Non a caso in prima fila alla sfilata, accanto a Carla Bruni, Pierre Cardin, Rihanna, c'erano campionesse dello sport tra le quali Bebe Vio, la veneziana star del fioretto alla paralimpiadi. E proprio alla Vio somigliava volutamente una delle modelle uscite con la prima tornata di abiti (e cappelli) decorati con i motivi delle divise delle schermitrici: giustacuore in cotone ricamato, ricami riproducenti a grandezza naturale le api (insetto particolarmente esaltato da Christian Dior che considerava le api “portatrici di serenità e fattività”). Tutti i decori della prossima estate insistono poi su cuori d'oro, stelle, ciondoli, simboli dei Tarocchi, fra cui la “lama” che in qualche modo evoca il mondo della scherma, leit motiv della collezione.
Ritorno ai maestri anche in casa Ungaro: Fausto Puglisi ha giocato sui motivi cari allo stilista che dà il nome alla griffe, soprattutto alle ruches orizzontali e verticali, anche su pelle. Con Chloè invece torna imperioso il “vestivamo alla marinara” e i motivi della letteratura stilistica legata al mare nella bella collezione ci sono tutti: nodi, corde, ancore , usati da Clare Waight Keller per esaltare il concetto di freschezza e di dinamismo che contrassegna questa griffe.
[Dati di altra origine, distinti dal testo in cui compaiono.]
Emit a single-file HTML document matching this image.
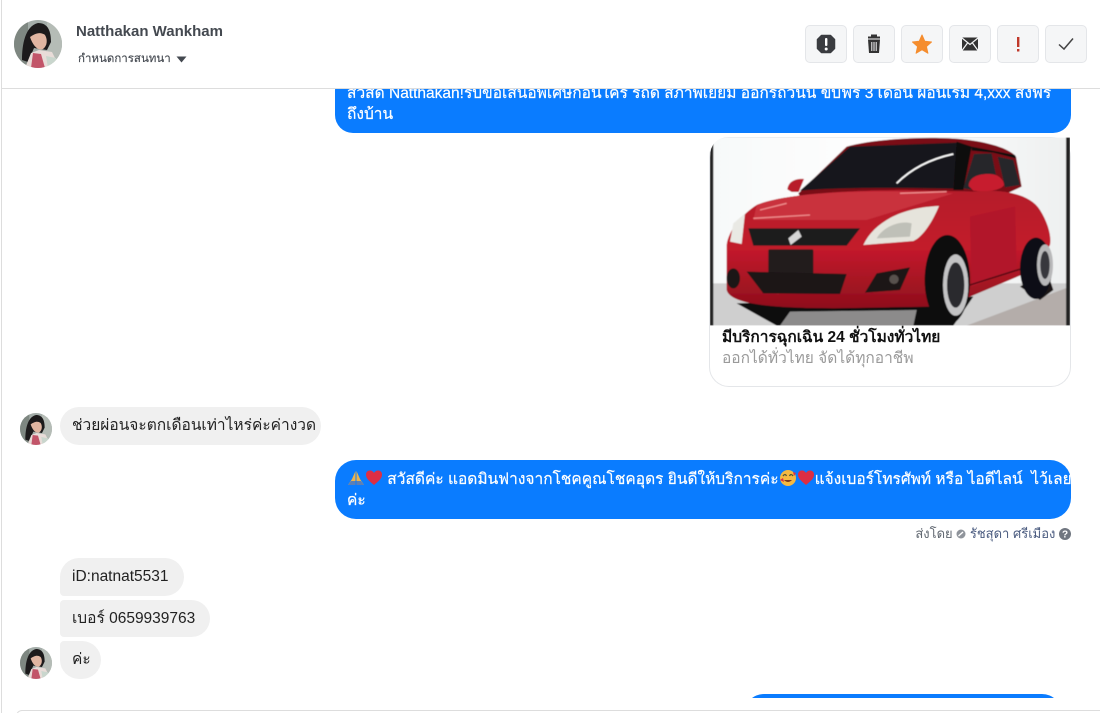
<!DOCTYPE html>
<html><head><meta charset="utf-8">
<style>
html,body{margin:0;padding:0;background:#fff}
#p{position:relative;width:1100px;height:713px;overflow:hidden;background:#fff;font-family:"Liberation Sans","Noto Sans CJK SC",sans-serif;color:#1c1e21}
.a{position:absolute;white-space:nowrap}
.btn{position:absolute;top:25px;width:40px;height:36px;background:#f5f6f7;border:1px solid #e4e6e9;border-radius:5px}
.btn svg{position:absolute;left:0;top:0}
.blue{background:#0a7cff;color:#fff;font-size:15.5px;line-height:21px;-webkit-text-stroke:.2px #fff}
.grey{position:absolute;left:60px;background:#f0f0f0;font-size:15.5px;white-space:nowrap;color:#222}
svg.e{display:inline-block;vertical-align:-3px}
</style></head><body>
<div id="p">
<svg width="0" height="0" style="position:absolute"><defs>
<clipPath id="av"><circle cx="24" cy="24" r="24"/></clipPath>
<g id="avatar"><g clip-path="url(#av)">
<rect width="48" height="48" fill="#a3aca8"/><rect width="14" height="48" fill="#7e8781"/>
<path d="M33 0H48V48H33Z" fill="#b5bcb6"/>
<path d="M8 40C8 25 11 6 24 3C34 3 37 11 37 22L33 30L20 28L14 42Z" fill="#1c1a1b"/>
<path d="M16 17C20 14 26 11 31 15C34 20 33 26 29 29C24 31 19 26 16 17Z" fill="#e0b5a1"/>
<path d="M11 48L17 33L25 30L38 32L46 48Z" fill="#e8dcd8"/>
<path d="M17 48L19 33L27 34L31 48Z" fill="#c25569"/>
<path d="M32 36L42 38L44 48H34Z" fill="#c9d6cd"/>
</g></g>
<path id="heart" d="M9 16C3 11 1 9 1 5.500C1 2.800 3 1.500 5 1.500C6.800 1.500 8.200 2.500 9 4C9.800 2.500 11.200 1.500 13 1.500C15 1.500 17 2.800 17 5.500C17 9 15 11 9 16Z" fill="#dd2e44"/>
</defs></svg>

<!-- frame -->
<div class="a" style="left:1px;top:0;width:1px;height:713px;background:#ddd"></div>

<!-- messages -->
<div class="a blue" style="left:335px;top:72px;width:712px;height:61px;padding:0 12px;border-radius:18px;white-space:normal"><div style="padding-top:11px">สวัสดี Natthakan!รับข้อเสนอพิเศษก่อนใคร รถดี สภาพเยี่ยม ออกรถวันนี้ ขับฟรี 3 เดือน ผ่อนเริ่ม 4,xxx ส่งฟรีถึงบ้าน</div></div>

<!-- card -->
<div class="a" style="left:709px;top:137px;width:360px;height:248px;border:1px solid #e4e6e9;border-radius:20px;background:#fff"></div>
<svg class="a" style="left:700px;top:130px" width="380" height="265" viewBox="0 0 1140 795">
<defs>
<clipPath id="cimg"><path d="M30 82Q30 22 90 22H1110V587H30Z"/></clipPath>
<linearGradient id="bg" x1="0" x2="1" y1="0" y2="0"><stop offset="0" stop-color="#f7f9f9"/><stop offset=".5" stop-color="#fff"/><stop offset="1" stop-color="#eef0f0"/></linearGradient>
<linearGradient id="red" x1="0" x2="0" y1="0" y2="1"><stop offset="0" stop-color="#b51a2a"/><stop offset=".5" stop-color="#c31a2c"/><stop offset="1" stop-color="#8e0f1c"/></linearGradient>
<filter id="b"><feGaussianBlur stdDeviation="1.500"/></filter>
</defs>
<g clip-path="url(#cimg)"><g filter="url(#b)">
<rect x="30" y="22" width="1080" height="565" fill="url(#bg)"/>
<rect x="30" y="460" width="1080" height="127" fill="#cfcfcf"/>
<path d="M800 587L1110 470V587Z" fill="#b4adaa"/>
<rect x="30" y="22" width="10" height="565" fill="#222"/>
<rect x="1098" y="22" width="12" height="565" fill="#222"/>
<path d="M110 520L230 587H760L820 500Z" fill="#111"/>
<path d="M240 587L270 545L650 540L640 587Z" fill="#8c8b8b"/>
<path d="M960 470L1020 510L1060 480L1040 420Z" fill="#1b1718"/>
<path d="M295 190L440 50C520 25 700 18 790 28C860 35 930 55 948 80L965 170L900 200H300Z" fill="#7a1019"/>
<path d="M300 182L450 50L772 38L760 176C600 172 400 172 300 182Z" fill="#17181b"/>
<path d="M590 160C640 110 700 85 760 72" stroke="#fff" stroke-width="5" fill="none"/>
<path d="M770 35L815 50L790 180H760Z" fill="#0c0c0e"/>
<path d="M790 175L822 72L875 70L892 155L810 178Z" fill="#25262a"/>
<path d="M893 80L940 90L960 165L915 172Z" fill="#26272b"/>
<path d="M815 50L945 75L948 85L880 68L815 62Z" fill="#111"/>
<path d="M80 345C85 300 130 250 170 225C240 195 420 180 620 180L820 185C900 175 990 190 1020 240C1045 280 1055 320 1050 345L1000 420L810 500L700 530L400 535C200 535 90 520 80 480Z" fill="url(#red)"/>
<path d="M170 225C240 195 420 180 620 185L760 190L500 270L160 270Z" fill="#c9313d"/>
<path d="M810 260L945 230L950 420L815 470Z" fill="#b2182a"/>
<path d="M810 465L1000 405" stroke="#5c0d15" stroke-width="5" fill="none"/>
<path d="M160 265L330 255M600 190L740 185M180 240L260 220" stroke="#ef8c8c" stroke-width="4" fill="none"/>
<path d="M806 168C806 145 830 130 870 132C895 132 912 150 912 165C900 185 850 185 820 182Z" fill="#c71c2e"/>
<path d="M262 178C265 155 285 145 312 147L296 186H275Z" fill="#b81f2c"/>
<path d="M490 345C520 280 600 232 717 228C700 270 670 320 640 333Z" fill="#e6e4dc"/>
<path d="M530 325C550 290 600 270 635 280L630 320Z" fill="#bfc0b8"/>
<path d="M90 335L100 280L135 250L125 342Z" fill="#e9e9e4"/>
<path d="M145 295L480 295L440 347L160 347Z" fill="#1a1a1c"/>
<path d="M265 325L295 300L305 320L272 345Z" fill="#d6d6d6"/>
<rect x="205" y="358" width="135" height="74" rx="4" fill="#231b1e"/>
<path d="M140 425L440 432L420 492L190 490Z" fill="#1a1214"/>
<path d="M495 488L530 430L630 412L600 480Z" fill="#1b1315"/>
<ellipse cx="100" cy="445" rx="20" ry="30" fill="#1c1618"/>
<circle cx="582" cy="448" r="14" fill="#59514d"/>
<ellipse cx="742" cy="450" rx="68" ry="135" fill="#0d0d10"/>
<ellipse cx="767" cy="465" rx="38" ry="92" fill="#c3c3c4"/>
<ellipse cx="767" cy="465" rx="26" ry="68" fill="#2a2a2e"/>
<ellipse cx="1008" cy="415" rx="48" ry="92" fill="#111113"/>
<ellipse cx="1035" cy="405" rx="24" ry="62" fill="#b8b8b9"/>
<ellipse cx="1035" cy="405" rx="14" ry="42" fill="#38383c"/>
</g></g>
</svg>
<div class="a" style="left:722px;top:328px;font-size:15.500px;font-weight:bold;color:#111;line-height:20px">มีบริการฉุกเฉิน 24 ชั่วโมงทั่วไทย</div>
<div class="a" style="left:722px;top:349px;font-size:15.500px;color:#9a9a9a;line-height:20px">ออกได้ทั่วไทย จัดได้ทุกอาชีพ</div>

<!-- left 1 -->
<svg class="a" style="left:20px;top:413px" width="32" height="32" viewBox="0 0 48 48"><use href="#avatar"/></svg>
<div class="grey" style="top:407px;height:38px;line-height:38px;padding:0 12px;border-radius:19px;width:237px">ช่วยผ่อนจะตกเดือนเท่าไหร่ค่ะค่างวด</div>

<!-- blue 2 -->
<div class="a blue" style="left:335px;top:460px;width:712px;height:59px;padding:0 12px;border-radius:21px;white-space:nowrap">
<div style="padding-top:9px"><svg class="e" width="18" height="18" viewBox="0 0 18 18"><path d="M8.500 2L5 10L1 16H8.500ZM9.500 2L13 10L17 16H9.500Z" fill="#eeb34a"/><path d="M1 16H8.500V12H4ZM17 16H9.500V12H14Z" fill="#5c7fb5"/></svg><svg class="e" width="18" height="18" viewBox="0 0 18 18"><use href="#heart"/></svg> สวัสดีค่ะ แอดมินฟางจากโชคคูณโชคอุดร ยินดีให้บริการค่ะ<svg class="e" width="18" height="18" viewBox="0 0 18 18"><circle cx="9" cy="9" r="8" fill="#f5b942"/><path d="M4 7Q6 4 7.500 7M10.500 7Q12 4 14 7" stroke="#553" stroke-width="1.300" fill="none"/><path d="M5 11Q9 15 13 11Z" fill="#7a3a20"/><path d="M1 11L4 9L5 13ZM14 3L17 4L15 7Z" fill="#dd2e44"/></svg><svg class="e" width="18" height="18" viewBox="0 0 18 18"><use href="#heart"/></svg>แจ้งเบอร์โทรศัพท์ หรือ ไอดีไลน์&nbsp; ไว้เลย</div>
<div>ค่ะ</div></div>

<!-- sent by -->
<div class="a" style="right:29px;top:525px;font-size:13px;line-height:18px;color:#606770">ส่งโดย <svg class="e" style="vertical-align:-1px" width="10" height="10" viewBox="0 0 10 10"><circle cx="5" cy="5" r="4.500" fill="#8f949b"/><path d="M2.500 7L7 3" stroke="#fff" stroke-width="1.400"/></svg> <span style="color:#4b5c80">รัชสุดา ศรีเมือง</span> <svg class="e" style="vertical-align:-1.500px" width="12" height="12" viewBox="0 0 12 12"><circle cx="6" cy="6" r="6" fill="#707680"/><text x="6" y="9.500" text-anchor="middle" font-size="10" font-weight="bold" fill="#fff" font-family="Liberation Sans">?</text></svg></div>

<!-- left group -->
<div class="grey" style="top:558px;height:38px;line-height:38px;padding:0 12px;border-radius:19px 19px 19px 4px;width:100px;font-family:'Liberation Sans',sans-serif">iD:natnat5531</div>
<div class="grey" style="top:600px;height:37px;line-height:37px;padding:0 12px;border-radius:4px 19px 19px 4px;width:126px">เบอร์ 0659939763</div>
<svg class="a" style="left:20px;top:647px" width="32" height="32" viewBox="0 0 48 48"><use href="#avatar"/></svg>
<div class="grey" style="top:641px;height:38px;line-height:38px;padding:0 12px;border-radius:4px 19px 19px 19px;width:17px">ค่ะ</div>

<!-- bottom -->
<div class="a" style="left:744px;top:694px;width:318px;height:4px;overflow:hidden"><div style="height:40px;background:#0a7cff;border-radius:20px"></div></div>
<div class="a" style="left:16px;top:710px;width:1100px;height:20px;border:1px solid #ddd;border-radius:6px;box-sizing:border-box"></div>

<!-- header -->
<div class="a" style="left:2px;top:0;width:1098px;height:88px;background:#fff;border-bottom:1px solid #ddd"></div>
<svg class="a" style="left:14px;top:20px" width="48" height="48" viewBox="0 0 48 48"><use href="#avatar"/></svg>
<div class="a" style="left:76px;top:22px;font-size:15px;font-weight:bold;color:#444950;line-height:20px;-webkit-text-stroke:0">Natthakan Wankham</div>
<div class="a" style="left:78px;top:50px;font-size:11.500px;color:#444950;line-height:18px;-webkit-text-stroke:.15px #444950">กำหนดการสนทนา</div>
<svg class="a" style="left:176px;top:56px" width="11" height="7" viewBox="0 0 11 7"><path d="M0.500 0.500H10.500L5.500 6.500Z" fill="#444950"/></svg>

<div class="btn" style="left:805px"><svg width="40" height="36" viewBox="0 0 40 36"><path d="M15.500 10.500H24.500L28.500 14.500V23.500L24.500 27.500H15.500L11.500 23.500V14.500Z" fill="#3a3c40" stroke="#3a3c40" stroke-width="1.500" stroke-linejoin="round" transform="translate(0 -1)"/><rect x="19" y="12" width="2.400" height="8" rx="1" fill="#fff"/><circle cx="20.200" cy="23" r="1.500" fill="#fff"/></svg></div>
<div class="btn" style="left:853px"><svg width="40" height="36" viewBox="0 0 40 36"><path d="M14 11.500H26M18 11V9.500H22V11" stroke="#333" stroke-width="2" fill="none"/><path d="M14 13.500H26L25 27H15Z" fill="#333"/><path d="M17.800 16V25M20 16V25M22.200 16V25" stroke="#f5f6f7" stroke-width="1"/></svg></div>
<div class="btn" style="left:901px"><svg width="40" height="36" viewBox="0 0 40 36"><path d="M20 9L22.800 15.300L29.500 16L24.400 20.500L25.900 27.200L20 23.700L14.100 27.200L15.600 20.500L10.500 16L17.200 15.300Z" fill="#f58d2e" stroke="#f58d2e" stroke-linejoin="round"/></svg></div>
<div class="btn" style="left:949px"><svg width="40" height="36" viewBox="0 0 40 36"><rect x="12" y="11.500" width="16" height="13" rx="1" fill="#333"/><path d="M12 12L20 18.500L28 12M12 24.500L17.500 17M28 24.500L22.500 17" stroke="#f5f6f7" stroke-width="1.200" fill="none"/></svg></div>
<div class="btn" style="left:997px"><svg width="40" height="36" viewBox="0 0 40 36"><rect x="19" y="11" width="2.400" height="10" fill="#c0392b"/><rect x="19" y="23" width="2.400" height="2.500" fill="#c0392b"/></svg></div>
<div class="btn" style="left:1045px"><svg width="40" height="36" viewBox="0 0 40 36"><path d="M13 18.500L18 23L27 12.500" stroke="#444" stroke-width="1.500" fill="none"/></svg></div>
</div>
</body></html>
Paco Rabanne, sotto la direzione artistica di Julien Dossena, all'insegna di un “future-sex” (stampato o ricamato su miniabiti estivi) esalta le sue intuizioni futuribili con cascate di cristallo su tuniche in maglia di lamè. Un po' di futuro si legge anche nelle interpretazioni di Courrèges, lo stilista che non ebbe fortuna con l'invenzione della minigonna (che spetta a lui), accolta tiepidamente e assegnata invece dalla storia a Mary Quant.